__PROBLEM DESCRIPTION__: Return the listing below unchanged, minus its pictures.

--- START GIVEN INFORMATION ---

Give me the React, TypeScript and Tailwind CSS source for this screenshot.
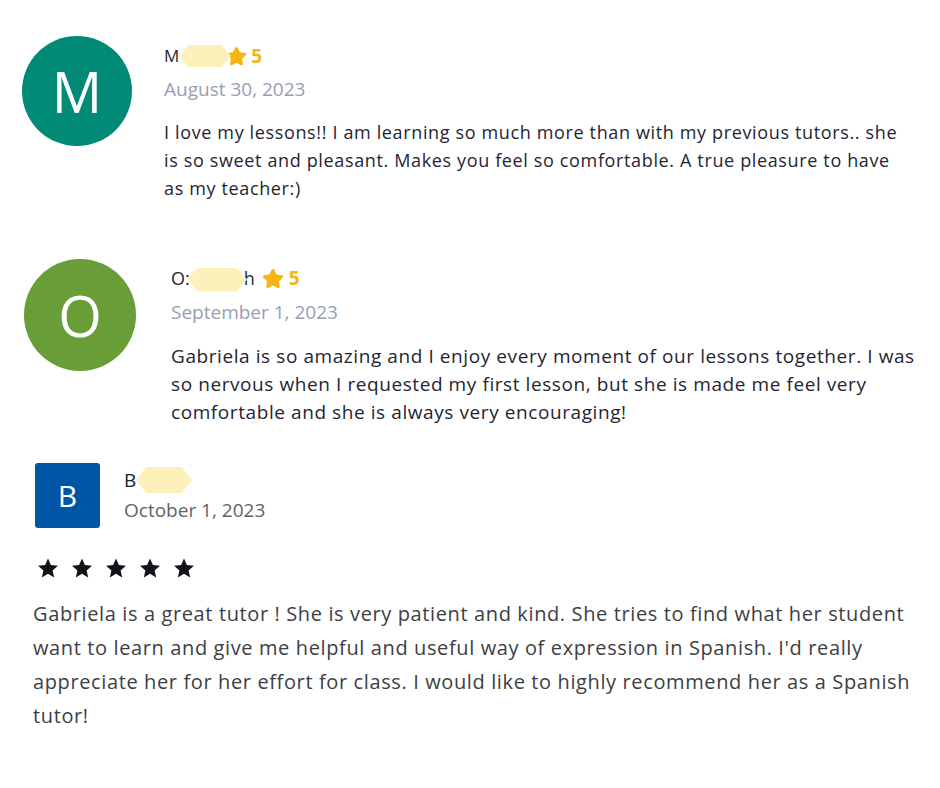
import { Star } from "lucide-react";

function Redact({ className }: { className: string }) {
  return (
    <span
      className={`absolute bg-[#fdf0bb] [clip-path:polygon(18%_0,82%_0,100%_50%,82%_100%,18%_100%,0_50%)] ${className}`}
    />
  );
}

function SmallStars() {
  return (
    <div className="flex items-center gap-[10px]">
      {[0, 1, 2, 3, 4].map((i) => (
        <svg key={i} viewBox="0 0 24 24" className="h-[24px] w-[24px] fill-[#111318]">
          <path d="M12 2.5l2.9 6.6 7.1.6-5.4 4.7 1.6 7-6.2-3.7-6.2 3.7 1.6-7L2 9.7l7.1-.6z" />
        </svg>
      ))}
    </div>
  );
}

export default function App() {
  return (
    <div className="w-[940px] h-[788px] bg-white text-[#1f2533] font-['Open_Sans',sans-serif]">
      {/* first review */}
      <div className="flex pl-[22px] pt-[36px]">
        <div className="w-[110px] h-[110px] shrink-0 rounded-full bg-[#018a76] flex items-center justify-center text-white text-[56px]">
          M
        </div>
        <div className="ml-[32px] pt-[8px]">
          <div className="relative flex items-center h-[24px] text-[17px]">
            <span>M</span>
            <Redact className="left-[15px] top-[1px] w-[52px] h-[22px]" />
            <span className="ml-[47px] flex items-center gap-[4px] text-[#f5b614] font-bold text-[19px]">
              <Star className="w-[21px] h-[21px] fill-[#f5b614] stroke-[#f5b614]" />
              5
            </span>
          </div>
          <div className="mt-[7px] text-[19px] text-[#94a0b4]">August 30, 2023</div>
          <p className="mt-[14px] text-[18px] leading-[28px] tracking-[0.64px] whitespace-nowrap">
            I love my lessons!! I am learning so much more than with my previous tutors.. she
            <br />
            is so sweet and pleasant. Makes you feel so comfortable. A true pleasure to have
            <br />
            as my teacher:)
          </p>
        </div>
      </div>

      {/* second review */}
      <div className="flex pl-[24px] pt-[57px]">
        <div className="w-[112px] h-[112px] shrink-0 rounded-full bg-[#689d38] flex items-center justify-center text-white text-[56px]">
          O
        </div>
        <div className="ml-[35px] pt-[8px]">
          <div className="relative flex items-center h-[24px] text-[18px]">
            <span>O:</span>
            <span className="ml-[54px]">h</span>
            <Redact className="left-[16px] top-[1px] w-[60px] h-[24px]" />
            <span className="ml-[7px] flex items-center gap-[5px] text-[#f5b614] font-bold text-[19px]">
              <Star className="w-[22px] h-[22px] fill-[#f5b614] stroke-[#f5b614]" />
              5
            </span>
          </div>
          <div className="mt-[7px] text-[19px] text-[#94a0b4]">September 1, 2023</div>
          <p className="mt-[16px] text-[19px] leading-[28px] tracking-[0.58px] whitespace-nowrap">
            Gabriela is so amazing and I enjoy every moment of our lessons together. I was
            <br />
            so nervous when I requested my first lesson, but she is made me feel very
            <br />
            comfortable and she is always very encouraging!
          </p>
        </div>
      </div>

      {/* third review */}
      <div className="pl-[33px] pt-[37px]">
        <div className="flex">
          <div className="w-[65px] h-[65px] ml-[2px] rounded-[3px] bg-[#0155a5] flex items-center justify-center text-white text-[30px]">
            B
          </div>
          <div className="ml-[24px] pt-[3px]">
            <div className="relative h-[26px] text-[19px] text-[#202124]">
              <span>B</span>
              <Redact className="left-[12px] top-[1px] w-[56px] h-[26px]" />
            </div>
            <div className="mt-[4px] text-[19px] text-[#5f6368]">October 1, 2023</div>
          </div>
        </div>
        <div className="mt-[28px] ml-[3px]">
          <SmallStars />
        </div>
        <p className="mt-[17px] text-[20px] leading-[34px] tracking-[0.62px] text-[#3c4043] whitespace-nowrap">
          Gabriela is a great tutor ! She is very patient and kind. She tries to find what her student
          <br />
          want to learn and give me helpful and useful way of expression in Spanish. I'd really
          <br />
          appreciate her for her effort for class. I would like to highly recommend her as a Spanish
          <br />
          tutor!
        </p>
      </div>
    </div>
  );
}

--- END GIVEN INFORMATION ---

__SOLUTION__:
Give me the React, TypeScript and Tailwind CSS source for this screenshot.
import { Star } from "lucide-react";

function Redact({ className }: { className: string }) {
  return (
    <span
      className={`absolute bg-[#fdf0bb] [clip-path:polygon(18%_0,82%_0,100%_50%,82%_100%,18%_100%,0_50%)] ${className}`}
    />
  );
}

function SmallStars() {
  return (
    <div className="flex items-center gap-[10px]">
      {[0, 1, 2, 3, 4].map((i) => (
        <svg key={i} viewBox="0 0 24 24" className="h-[24px] w-[24px] fill-[#111318]">
          <path d="M12 2.5l2.9 6.6 7.1.6-5.4 4.7 1.6 7-6.2-3.7-6.2 3.7 1.6-7L2 9.7l7.1-.6z" />
        </svg>
      ))}
    </div>
  );
}

export default function App() {
  return (
    <div className="w-[940px] h-[788px] bg-white text-[#1f2533] font-['Open_Sans',sans-serif]">
      {/* first review */}
      <div className="flex pl-[22px] pt-[36px]">
        <div className="w-[110px] h-[110px] shrink-0 rounded-full bg-[#018a76] flex items-center justify-center text-white text-[56px]">
          M
        </div>
        <div className="ml-[32px] pt-[8px]">
          <div className="relative flex items-center h-[24px] text-[17px]">
            <span>M</span>
            <Redact className="left-[15px] top-[1px] w-[52px] h-[22px]" />
            <span className="ml-[47px] flex items-center gap-[4px] text-[#f5b614] font-bold text-[19px]">
              <Star className="w-[21px] h-[21px] fill-[#f5b614] stroke-[#f5b614]" />
              5
            </span>
          </div>
          <div className="mt-[7px] text-[19px] text-[#94a0b4]">August 30, 2023</div>
          <p className="mt-[14px] text-[18px] leading-[28px] tracking-[0.64px] whitespace-nowrap">
            I love my lessons!! I am learning so much more than with my previous tutors.. she
            <br />
            is so sweet and pleasant. Makes you feel so comfortable. A true pleasure to have
            <br />
            as my teacher:)
          </p>
        </div>
      </div>

      {/* second review */}
      <div className="flex pl-[24px] pt-[57px]">
        <div className="w-[112px] h-[112px] shrink-0 rounded-full bg-[#689d38] flex items-center justify-center text-white text-[56px]">
          O
        </div>
        <div className="ml-[35px] pt-[8px]">
          <div className="relative flex items-center h-[24px] text-[18px]">
            <span>O:</span>
            <span className="ml-[54px]">h</span>
            <Redact className="left-[16px] top-[1px] w-[60px] h-[24px]" />
            <span className="ml-[7px] flex items-center gap-[5px] text-[#f5b614] font-bold text-[19px]">
              <Star className="w-[22px] h-[22px] fill-[#f5b614] stroke-[#f5b614]" />
              5
            </span>
          </div>
          <div className="mt-[7px] text-[19px] text-[#94a0b4]">September 1, 2023</div>
          <p className="mt-[16px] text-[19px] leading-[28px] tracking-[0.58px] whitespace-nowrap">
            Gabriela is so amazing and I enjoy every moment of our lessons together. I was
            <br />
            so nervous when I requested my first lesson, but she is made me feel very
            <br />
            comfortable and she is always very encouraging!
          </p>
        </div>
      </div>

      {/* third review */}
      <div className="pl-[33px] pt-[37px]">
        <div className="flex">
          <div className="w-[65px] h-[65px] ml-[2px] rounded-[3px] bg-[#0155a5] flex items-center justify-center text-white text-[30px]">
            B
          </div>
          <div className="ml-[24px] pt-[3px]">
            <div className="relative h-[26px] text-[19px] text-[#202124]">
              <span>B</span>
              <Redact className="left-[12px] top-[1px] w-[56px] h-[26px]" />
            </div>
            <div className="mt-[4px] text-[19px] text-[#5f6368]">October 1, 2023</div>
          </div>
        </div>
        <div className="mt-[28px] ml-[3px]">
          <SmallStars />
        </div>
        <p className="mt-[17px] text-[20px] leading-[34px] tracking-[0.62px] text-[#3c4043] whitespace-nowrap">
          Gabriela is a great tutor ! She is very patient and kind. She tries to find what her student
          <br />
          want to learn and give me helpful and useful way of expression in Spanish. I'd really
          <br />
          appreciate her for her effort for class. I would like to highly recommend her as a Spanish
          <br />
          tutor!
        </p>
      </div>
    </div>
  );
}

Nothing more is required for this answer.